高陡边坡段桥梁大直径桩基变形内力传递矩阵解

Matrix transfer solutions for deformation and internal force of bridge piles with large diameter in high steep slope ground

为分析高陡坡段桥梁大直径桩基在土体侧移作用下的受力变形特性,根据桩身所受水平荷载的差异,将桩基划分为自由段、被动段和主动段;引入桩身竖向摩阻抗力矩,基于三参数地基抗力模型和TIMOSHENKO梁理论,建立考虑桩身竖向摩阻与剪切变形影响的桩身侧向响应分析模型,应用矩阵传递法结合Laplace正逆变换推导桩身内力和变形的半解析解。通过现场试验结果和文献数值解结果的对比分析,验证本文计算方法的合理性,并结合工程实例分析桩身被动段竖向摩阻、剪切变形对桩身内力与变形的影响。研究结果表明:对于大直径桥梁桩基,桩身被动段竖向摩阻对桩身内力与变形的影响不可忽视;随着桩身被动段竖向摩阻增大,桩身的水平变形和弯矩减小,桩身最大弯矩逐步向浅层地基方向移动,桩身被动段在桩基受力变形中的荷载承载比提高;随着桩身直径增大,桩身剪切变形对于桩身弯矩的削减作用逐渐明显,荷载深层传递效应逐渐增强。

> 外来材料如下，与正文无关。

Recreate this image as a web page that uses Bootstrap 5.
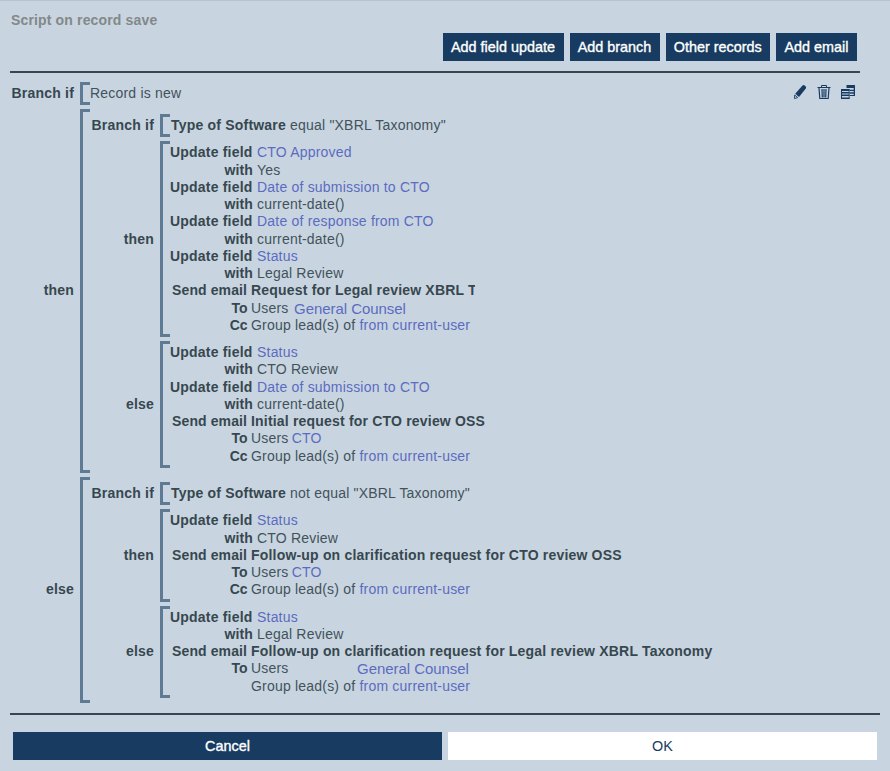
<!DOCTYPE html>
<html lang="en">
<head>
<meta charset="utf-8">
<title>Script on record save</title>
<meta name="viewport" content="width=device-width, initial-scale=1">
<link href="https://cdn.jsdelivr.net/npm/bootstrap@5.3.0/dist/css/bootstrap.min.css" rel="stylesheet">
<style>
body{background:#c8d5e0;color:#42525b;font:14px/17.25px "Liberation Sans",Arial,sans-serif;letter-spacing:.2px;height:771px;overflow:hidden;border-top:1px solid #b4c4d1}
b,.tag{font-weight:700;color:#37474f}
.heading{font-size:14px;line-height:17px;font-weight:700;color:#838888;letter-spacing:.15px;margin:0;padding:11px 0 0 11px}
.tools{gap:6px;padding:4px 33px 0 0}
.act{--bs-btn-border-radius:0;--bs-btn-border-width:0;--bs-btn-font-size:14.4px;--bs-btn-line-height:28px;--bs-btn-padding-y:0;--bs-btn-padding-x:8px;--bs-btn-color:#fff;--bs-btn-bg:#183c61;--bs-btn-hover-bg:#214d79;--bs-btn-hover-color:#fff;letter-spacing:0;-webkit-text-stroke:.35px currentColor;white-space:nowrap}
.tools .act{padding:0 8.6px 0 8px}
.act-ok{--bs-btn-bg:#fff;--bs-btn-color:#183c61;-webkit-text-stroke:0}
.rule{height:2px;background:#37474f;margin-left:10px}
.rule-top{width:850px;margin-top:10px}
.rule-end{width:870px;margin-top:10.5px}
.script{padding-top:8.7px}
.tag{flex:none;width:80px;text-align:right;padding-right:6px}
.tag-in{width:70px}
.tag-up{padding-bottom:1.5px}
.brace{position:relative;border-left:3px solid #5f7b94;padding:3px 0}
.brace::before,.brace::after{content:"";position:absolute;left:0;width:7px;height:3px;background:#5f7b94}
.brace::before{top:0}.brace::after{bottom:0}
.outer{padding:5.125px 0 5.125px 7px}
.line{display:flex;height:17.25px;white-space:pre}
.line>b:first-child{flex:none;width:82px;text-align:right;margin-left:7px;margin-right:5px}
.line>b.word{width:83px;margin-right:4px;letter-spacing:.1px}
.line.mail>b:first-child{width:77px;margin-right:4px;letter-spacing:.1px}
.line.mail>b.dest{width:77.6px;margin-right:3.4px;letter-spacing:0}
.subject{letter-spacing:.19px}
.cond{padding-left:7.5px;white-space:pre;height:23.25px}
.cond-field{padding-left:8px}
.plain{padding-left:7px}
.gap-b{margin-bottom:4px}
.ref{color:#5c6bc0}
.near{margin-left:-1px}
.big{font-size:15px;letter-spacing:-.05px;padding-left:5.5px;line-height:18px}
.far{padding-left:68.5px}
.cut{width:224px;overflow:hidden}
.icons{gap:8px;padding-right:34px;height:20px;padding-bottom:2px}
.foot{gap:6px;padding:17px 13px 0}
</style>
<script src="https://cdn.jsdelivr.net/npm/bootstrap@5.3.0/dist/js/bootstrap.bundle.min.js"></script>
</head>
<body>
<h1 class="heading">Script on record save</h1>
<div class="tools d-flex justify-content-end">
<button class="btn act">Add field update</button><button class="btn act">Add branch</button><button class="btn act">Other records</button><button class="btn act">Add email</button>
</div>
<div class="rule rule-top"></div>
<main class="script">
<div class="d-flex align-items-center gap-b">
<div class="tag">Branch if</div><div class="brace cond plain">Record is new</div>
<div class="icons d-flex ms-auto align-items-center">
<svg width="16" height="16" viewBox="0 0 16 16" fill="#183c61"><path d="M10.500 1.500q1-.9 2.200 0l1 .9q.8.900.1 2L7 13 3.200 9.800z"/><path d="M2.700 11l3 2.600-3.200 1z" fill="#c8d5e0" stroke="#183c61" stroke-width=".9"/></svg>
<svg width="16" height="16" viewBox="0 0 16 16" fill="none" stroke="#183c61"><path d="M1.500 3.500h13M5.500 3V1.500h5V3"/><path d="M3 4l.8 10.500h8.400L13 4M6 5l.3 8.500M8 5v8.500M10 5l-.3 8.500" stroke-width="1.200"/></svg>
<svg width="16" height="16" viewBox="0 0 16 16" fill="#183c61"><path d="M6.500 1H15v11h-5v-1h3.700V9.700H10v-1.400h3.700V7H10V5.700h3.700V4H6.500z"/><path d="M1 5h8.500v2H1zM1 8h8.500v1.500H1zM1 10.500h8.500V12H1zM1 13.500h8.500V15H1z"/><path d="M1 5h1v10H1zM8.700 5h.8v10h-.8z"/></svg>
</div>
</div>
<div class="d-flex align-items-center gap-b">
<div class="tag tag-up">then</div>
<div class="brace outer">
<div class="d-flex align-items-center gap-b"><div class="tag tag-in">Branch if</div><div class="brace cond cond-field"><b>Type of Software</b> equal "XBRL Taxonomy"</div></div>
<div class="d-flex align-items-center gap-b"><div class="tag tag-in">then</div><div class="brace">
<div class="line"><b>Update field</b><span class="ref">CTO Approved</span></div>
<div class="line"><b class="word">with</b>Yes</div>
<div class="line"><b>Update field</b><span class="ref">Date of submission to CTO</span></div>
<div class="line"><b class="word">with</b>current-date()</div>
<div class="line"><b>Update field</b><span class="ref">Date of response from CTO</span></div>
<div class="line"><b class="word">with</b>current-date()</div>
<div class="line"><b>Update field</b><span class="ref">Status</span></div>
<div class="line"><b class="word">with</b>Legal Review</div>
<div class="line mail"><b>Send email</b><b class="subject cut">Request for Legal review XBRL T</b></div>
<div class="line mail"><b class="dest">To</b>Users<span class="ref big">General Counsel</span></div>
<div class="line mail"><b class="dest">Cc</b>Group lead(s) of <span class="ref">from current-user</span></div>
</div></div>
<div class="d-flex align-items-center"><div class="tag tag-in">else</div><div class="brace">
<div class="line"><b>Update field</b><span class="ref">Status</span></div>
<div class="line"><b class="word">with</b>CTO Review</div>
<div class="line"><b>Update field</b><span class="ref">Date of submission to CTO</span></div>
<div class="line"><b class="word">with</b>current-date()</div>
<div class="line mail"><b>Send email</b><b class="subject">Initial request for CTO review OSS</b></div>
<div class="line mail"><b class="dest">To</b>Users <span class="ref near">CTO</span></div>
<div class="line mail"><b class="dest">Cc</b>Group lead(s) of <span class="ref">from current-user</span></div>
</div></div>
</div>
</div>
<div class="d-flex align-items-center">
<div class="tag">else</div>
<div class="brace outer">
<div class="d-flex align-items-center gap-b"><div class="tag tag-in">Branch if</div><div class="brace cond cond-field"><b>Type of Software</b> not equal "XBRL Taxonomy"</div></div>
<div class="d-flex align-items-center gap-b"><div class="tag tag-in">then</div><div class="brace">
<div class="line"><b>Update field</b><span class="ref">Status</span></div>
<div class="line"><b class="word">with</b>CTO Review</div>
<div class="line mail"><b>Send email</b><b class="subject">Follow-up on clarification request for CTO review OSS</b></div>
<div class="line mail"><b class="dest">To</b>Users <span class="ref near">CTO</span></div>
<div class="line mail"><b class="dest">Cc</b>Group lead(s) of <span class="ref">from current-user</span></div>
</div></div>
<div class="d-flex align-items-center"><div class="tag tag-in">else</div><div class="brace">
<div class="line"><b>Update field</b><span class="ref">Status</span></div>
<div class="line"><b class="word">with</b>Legal Review</div>
<div class="line mail"><b>Send email</b><b class="subject">Follow-up on clarification request for Legal review XBRL Taxonomy</b></div>
<div class="line mail"><b class="dest">To</b>Users<span class="ref big far">General Counsel</span></div>
<div class="line mail"><b></b>Group lead(s) of <span class="ref">from current-user</span></div>
</div></div>
</div>
</div>
</main>
<div class="rule rule-end"></div>
<div class="foot d-flex"><button class="btn act flex-fill w-50">Cancel</button><button class="btn act act-ok flex-fill w-50">OK</button></div>
</body>
</html>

In order to analyze the load-deformation characteristics of bridge pile with large diameter under the lateral movement of soil in high steep slope ground, according to different horizontal loads of pile, the bridge pile was divided into free segment, passive segment and active segment, the model of vertical friction and impedance torque of pile shaft was introduced, and the lateral response analysis model considering vertical friction and shear effect was established based on tri-parameter model and Timoshenko beam theory. The semi-analytical solution of internal force and deformation of large diameter pile under combined loads was obtained by using matrix transfer method and Laplace inverse transform. The applicability of the proposed solution was verified by field test and analysis of examples, the influence of vertical friction of passive segment and shear effect on pile internal force and deformation was analyzed through an engineering example. The results show that the influence of vertical friction of passive segment on internal force and deformation of large diameter bridge pile can not be ignored.When the vertical resistance coefficient of foundation increases, the horizontal deformation and bending moment of pile will decrease, the maximum bending moment of pile moves towards shallow foundation, and the horizontal bearing characteristics of pile foundation increase. With the increase of pile size, the effect of pile shear on reducing pile bending moment tends to be significant, and the effect of deep load transfer tends to be enhanced.